I think 2017 SC is single best ND performance of my football-conscious lifetime (c. 1996-present). That game was over in three drives. Listening to Flutie trying to dredge up some hope for the Trogans was wonderful.
Also, I’d say the Citrus Bowl against LSU was maybe the second most important win of Kelly’s time at ND, next to Utah 2010. That season was headed for an ending that would have destroyed virtually all hope in Kelly’s reboot.
’17 USC might have been the most impressive and fun of them all. Some say Josh Adams is still running to daylight to this day. That was a masterful performance. And they romped NCST the next week (then ranked 14th with a hyped up defense) just the same way with 200+ yards for Adams. Truly a golden moment in time for Q and McGlinchey and the boys up front. Dominating with Wimbush as a non-throwing threat back there really showed how awesome that line was.
To your latter point, I think ’14 Michigan was one of the most “turning point” worthy games, in a sneaky context-driven way. Great to stomp Michigan in any form, no doubt…But that type of emphatic win only bought BVG more time, IMO. (Take that game out, and does he get fired earlier with the rest of his results in 2014 and 2015? I think so!). In the bigger scheme, might have bought Kelly more time too in 2016 to get to reboot and not just get fired if he were to lose that game…Not arguing against the LSU game as a major, clear important game, just think if ND doesn’t beat Michigan in ’14, a LOT would have unfolded differently.
In that scenario, I think he probably would have been fired after the collapse at Stanford in 2015, which is what should have happened anyway. What does that mean for 2016? Hard to say, but I’d guess another dose of 8-4. Perhaps with Kelly just kind of fading into obscurity and “retiring” in 2017 or 2018.
“H e probably would have been fired after the collapse at Stanford in 2015, which is what should have happened anyway”
In that pronoun you mean BVG, right?
If so, who knows if they get Elko+Lea (so perhaps the punishment was ultimately worth the reward)….
I’d like to think Kelly surviving would have meant 2017-present still happens as is. Double digit wins but not elite, elite.
Yes, sorry, BVG getting fired.
I do think the punishment was worth the reward. Whatever you think of ND’s PR machine, I think Kelly is pretty blunt about whatever’s going on in his program, good or bad. So I take him at his word when he says, essentially, that the 2016 Experience forced some much-needed fundamental changes.
My biggest takeaway from watching all these highlights… Doug Flutie is garbage.
Because everyone asked, the 2012 Stanford game is the last one I’ve ever attended.
My grandfather, may he rest in peace, had about two dozen season tickets he’d been stockpiling since the year before Ara.
I went with my fiancé.
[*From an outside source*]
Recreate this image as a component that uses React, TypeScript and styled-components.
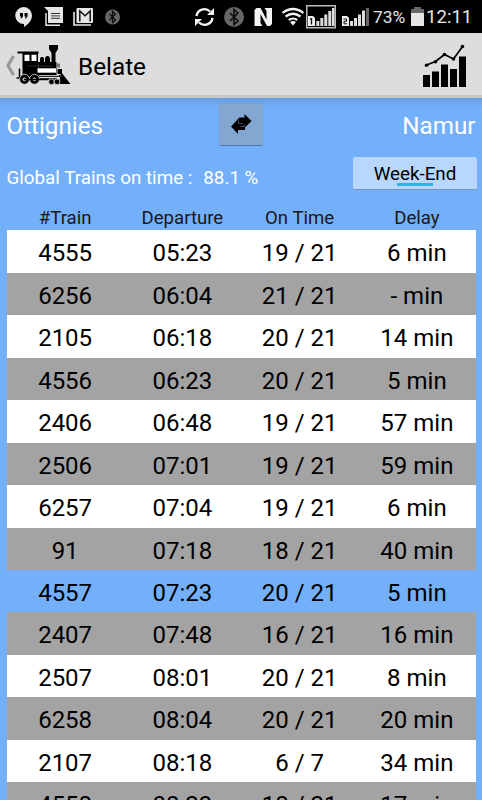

We met my entire family in the gold seats. My grandparents were meeting my future wife for the first time. Embraces aplenty.
My fiancé disclosed at halftime that, turns out, she hated football. Especially college football. Especially a team with gold helmets that clearly took itself too seriously. She also disclosed a unilateral dislike of all aspects of Catholicism, particularly “money grabs like Catholic college football” (I quote from memory).
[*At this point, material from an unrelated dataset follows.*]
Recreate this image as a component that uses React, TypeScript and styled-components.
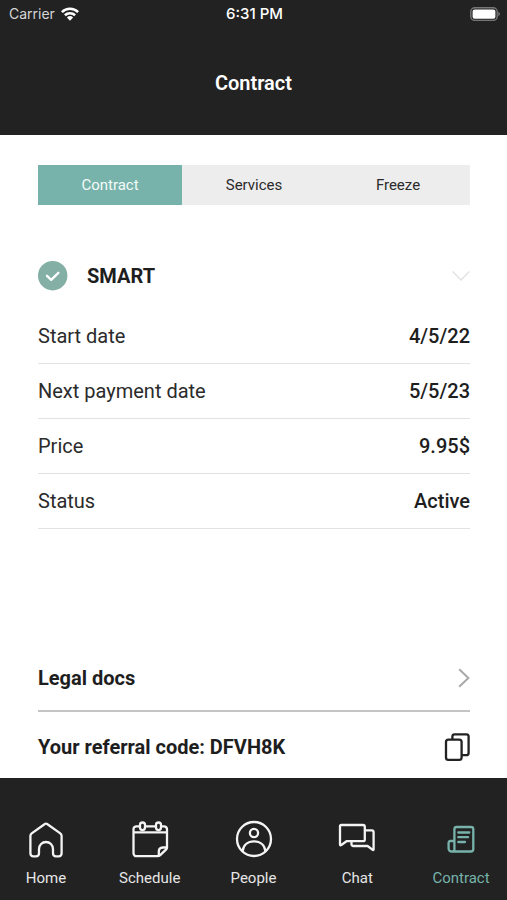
import React from "react";
import styled, { createGlobalStyle } from "styled-components";

const color = {
  dark: "#222222",
  ink: "#2b2b2b",
  strong: "#1e1e1e",
  teal: "#77b3aa",
  badge: "#83afa4",
  tab: "#ededed",
  line: "#e2e2e2",
};

const GlobalStyle = createGlobalStyle`
  * { box-sizing: border-box; }
  body { margin: 0; background: #fff; }
  button { font: inherit; color: inherit; border: 0; padding: 0; background: none; cursor: pointer; }
  h1, h2, dl, dd { margin: 0; }
  svg { display: block; flex: none; }
`;

const Page = styled.div`
  display: flex;
  flex-direction: column;
  min-height: 100vh;
  background: #fff;
  color: ${color.ink};
  font-family: Roboto, "Liberation Sans", sans-serif;
`;

const Header = styled.header`
  height: 135px;
  background: ${color.dark};
  color: #fff;
`;

const StatusBar = styled.div`
  display: grid;
  grid-template-columns: 1fr auto 1fr;
  align-items: center;
  height: 27px;
  padding: 0 7px 0 9px;
  font-family: Inter, sans-serif;
  font-size: 14px;
`;

const Carrier = styled.div`
  display: flex;
  align-items: center;
  gap: 6px;
  color: #d6d6d6;
`;

const Clock = styled.time`
  font-size: 15px;
  font-weight: 500;
`;

const Battery = styled.div`
  justify-self: end;
`;

const Title = styled.h1`
  padding-top: 44px;
  font-size: 20px;
  line-height: 24px;
  font-weight: 600;
  text-align: center;
`;

const Main = styled.main`
  display: flex;
  flex: 1;
  flex-direction: column;
  padding: 30px 37px 0 38px;
`;

const Tabs = styled.div`
  display: grid;
  grid-template-columns: repeat(3, 1fr);
  height: 40px;
  background: ${color.tab};
`;

const Tab = styled.button<{ $active?: boolean }>`
  && {
    background: ${(p) => (p.$active ? color.teal : "transparent")};
    color: ${(p) => (p.$active ? "#f4faf9" : color.ink)};
    font-size: 15px;
  }
`;

const PlanToggle = styled.button`
  display: flex;
  align-items: center;
  height: 32px;
  margin-top: 55px;
`;

const PlanName = styled.h2`
  flex: 1;
  padding-left: 19px;
  color: ${color.strong};
  font-size: 20px;
  font-weight: 700;
  text-align: left;
`;

const Details = styled.dl`
  margin-top: 17px;
`;

const Detail = styled.div`
  display: flex;
  align-items: center;
  justify-content: space-between;
  height: 55px;
  border-bottom: 1px solid ${color.line};
  font-size: 20px;
`;

const Value = styled.dd`
  color: ${color.strong};
  font-weight: 500;
`;

const Extras = styled.section`
  margin-top: auto;
`;

const ExtraRow = styled.button<{ $divided?: boolean }>`
  && {
    display: flex;
    align-items: center;
    justify-content: space-between;
    width: 100%;
    height: 66px;
    padding-top: ${(p) => (p.$divided ? "0" : "3px")};
    border-bottom: ${(p) => (p.$divided ? "2px solid #c4c4c4" : "0")};
    color: ${color.strong};
    font-size: 20px;
    font-weight: 700;
  }
`;

const Nav = styled.nav`
  display: flex;
  justify-content: space-between;
  height: 122px;
  padding: 38px 14px 0;
  background: ${color.dark};
`;

const NavItem = styled.button<{ $active?: boolean }>`
  && {
    display: flex;
    flex-direction: column;
    align-items: center;
    gap: 6px;
    width: 64px;
    height: 74px;
    color: ${(p) => (p.$active ? color.teal : "#e6e6e6")};
    font-size: 15px;
    line-height: 20px;
  }
`;

const NavIcon = styled.svg.attrs({ width: 46, height: 46, viewBox: "0 0 46 46" })`
  fill: none;
  stroke: ${(p) => p.stroke ?? "#f4f4f4"};
  stroke-width: 2.3;
  stroke-linecap: round;
  stroke-linejoin: round;
`;

const HomeIcon = () => (
  <NavIcon aria-hidden="true">
    <path d="M21.5 8.2Q23 7 24.5 8.2L37.3 17.4Q38.6 18.4 38.6 20V37.3Q38.6 40.3 35.6 40.3H33Q30 40.3 30 37.3V33a7 7 0 0 0-14 0V37.3Q16 40.3 13 40.3H10.4Q7.4 40.3 7.4 37.3V20Q7.4 18.4 8.7 17.4Z" />
  </NavIcon>
);

const ScheduleIcon = () => (
  <NavIcon aria-hidden="true">
    <path d="M30.3 40.2H9.5a3 3 0 0 1-3-3V13.3a3 3 0 0 1 3-3H12.4M18.3 10.3H28.6M34.5 10.3H37a3 3 0 0 1 3 3V31.5Q40 32.6 39.2 33.4L33.2 39.2Q32.2 40.2 30.3 40.2M6.5 16.3H40" />
    <rect x="13" y="6.5" width="5" height="7.6" rx="2.5" />
    <rect x="29" y="6.5" width="5" height="7.6" rx="2.5" />
    <path d="M39.5 31.5H35.8Q31.8 31.8 31.8 35.6V39.5" />
  </NavIcon>
);

const PeopleIcon = () => (
  <NavIcon aria-hidden="true">
    <circle cx="23" cy="23" r="17" />
    <circle cx="23" cy="17" r="4.1" />
    <path d="M11.6 35.2C12.2 29.3 16.5 25.3 23 25.3S33.8 29.3 34.4 35.2" />
  </NavIcon>
);

const ChatIcon = () => (
  <NavIcon aria-hidden="true">
    <path d="M7.3 9H29a1.8 1.8 0 0 1 1.8 1.8V23.4a1.8 1.8 0 0 1-1.8 1.8H12.5L7.3 29Q6 29.8 6 28.2V10.5Q6 9 7.3 9Z" />
    <path d="M31 14.4H37.8a1.8 1.8 0 0 1 1.8 1.8V33.2Q39.6 34.5 38.4 33.7L33.6 30H19.3a1.8 1.8 0 0 1-1.8-1.8V25.4" />
  </NavIcon>
);

const ContractIcon = () => (
  <NavIcon aria-hidden="true" stroke={color.teal}>
    <path d="M16.4 35.3V13.3a2.3 2.3 0 0 1 2.3-2.3H33a2.3 2.3 0 0 1 2.3 2.3V33a2.5 2.5 0 0 1-2.5 2.5H13.6a3 3 0 0 1-3-3V26.6a1.6 1.6 0 0 1 1.6-1.6H16.4" />
    <path d="M20.3 16.5H31.3M20.3 21.2H30M20.3 26H27" />
  </NavIcon>
);

const details = [
  ["Start date", "4/5/22"],
  ["Next payment date", "5/5/23"],
  ["Price", "9.95$"],
  ["Status", "Active"],
];

const navItems = [
  { label: "Home", Icon: HomeIcon },
  { label: "Schedule", Icon: ScheduleIcon },
  { label: "People", Icon: PeopleIcon },
  { label: "Chat", Icon: ChatIcon },
  { label: "Contract", Icon: ContractIcon, active: true },
];

export default function App() {
  return (
    <Page>
      <GlobalStyle />
      <Header>
        <StatusBar>
          <Carrier>
            <span>Carrier</span>
            <svg width="18" height="14" viewBox="0 0 18 14" fill="none" stroke="#fff" strokeWidth="2.6" aria-label="Wi-Fi">
              <path d="M.9 5.1a11.6 11.6 0 0 1 16.2 0M3.9 8.3a7.4 7.4 0 0 1 10.2 0" />
              <path d="M9 13.7 5.9 10.5a4.6 4.6 0 0 1 6.2 0Z" fill="#fff" stroke="none" />
            </svg>
          </Carrier>
          <Clock>6:31 PM</Clock>
          <Battery>
            <svg width="30" height="14" viewBox="0 0 30 14" aria-label="Battery full">
              <rect x=".8" y=".8" width="26.4" height="12.6" rx="4" fill="none" stroke="#777" strokeWidth="1.4" />
              <rect x="2.6" y="2.5" width="22.8" height="9.2" rx="2" fill="#fff" />
              <path d="M28.3 4.8Q30 5.7 30 7t-1.7 2.2Z" fill="#777" />
            </svg>
          </Battery>
        </StatusBar>
        <Title>Contract</Title>
      </Header>

      <Main>
        <Tabs role="tablist">
          <Tab role="tab" aria-selected="true" $active>Contract</Tab>
          <Tab role="tab" aria-selected="false">Services</Tab>
          <Tab role="tab" aria-selected="false">Freeze</Tab>
        </Tabs>

        <PlanToggle aria-expanded="true">
          <svg width="30" height="30" viewBox="0 0 30 30" fill="none" aria-hidden="true">
            <circle cx="14.7" cy="14.7" r="14.7" fill={color.badge} />
            <path d="m9 14.8 4.2 4 7.2-7" stroke="#fff" strokeWidth="2.4" strokeLinecap="round" strokeLinejoin="round" />
          </svg>
          <PlanName>SMART</PlanName>
          <svg width="18" height="10" viewBox="0 0 18 10" fill="none" stroke="#e2e2e2" strokeWidth="1.4" aria-hidden="true">
            <path d="m.6.6 8.4 8.4L17.4.6" />
          </svg>
        </PlanToggle>

        <Details>
          {details.map(([label, value]) => (
            <Detail key={label}>
              <dt>{label}</dt>
              <Value>{value}</Value>
            </Detail>
          ))}
        </Details>

        <Extras>
          <ExtraRow $divided>
            <span>Legal docs</span>
            <svg width="12" height="20" viewBox="0 0 12 20" fill="none" stroke="#a9a9a9" strokeWidth="2" aria-hidden="true">
              <path d="m1.2 1.2 9.2 8.8-9.2 8.8" />
            </svg>
          </ExtraRow>
          <ExtraRow>
            <span>Your referral code: DFVH8K</span>
            <svg width="26" height="28" viewBox="0 0 26 28" fill="none" stroke="#222" strokeWidth="2.3" strokeLinejoin="round" aria-hidden="true">
              <rect x="2" y="6.6" width="15.6" height="20.2" rx="2.4" />
              <path d="M8.4 6.4V3.6Q8.4 1.4 10.6 1.4H22.4Q24.6 1.4 24.6 3.6V20Q24.6 22.2 22.4 22.2H18" />
            </svg>
          </ExtraRow>
        </Extras>
      </Main>

      <Nav>
        {navItems.map(({ label, Icon, active }) => (
          <NavItem key={label} $active={active} aria-current={active ? "page" : undefined}>
            <Icon />
            <span>{label}</span>
          </NavItem>
        ))}
      </Nav>
    </Page>
  );
}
We left, at her behest, with two minutes to go (not overtime). We didn’t see a single person as we walked through campus to my secret free parking. At the car, as I unlocked it, I heard 80,000 fans screaming—in laughter—at me.
I have since divorced. My children and I are safe. This article reminds me that God, in his wisdom, has a plan.
A tough one, DutchDomer. Thanks for sharing that pain. Gives me more ammo for my steady inculcation with the kids and my grandson, about never ever leaving ND games early! A bit of a challenge with my French daughter-in-law but we seem to be OK 🙂
To echo others, Golden — a lovely series, and it finishes very well! Thanks!
I’m sorry that happened to you, I always try to remember that some of my best memories might coincide with other people’s most painful experiences. Hopefully we can get college football back soon so you can share ND football with your kids and make some new memories.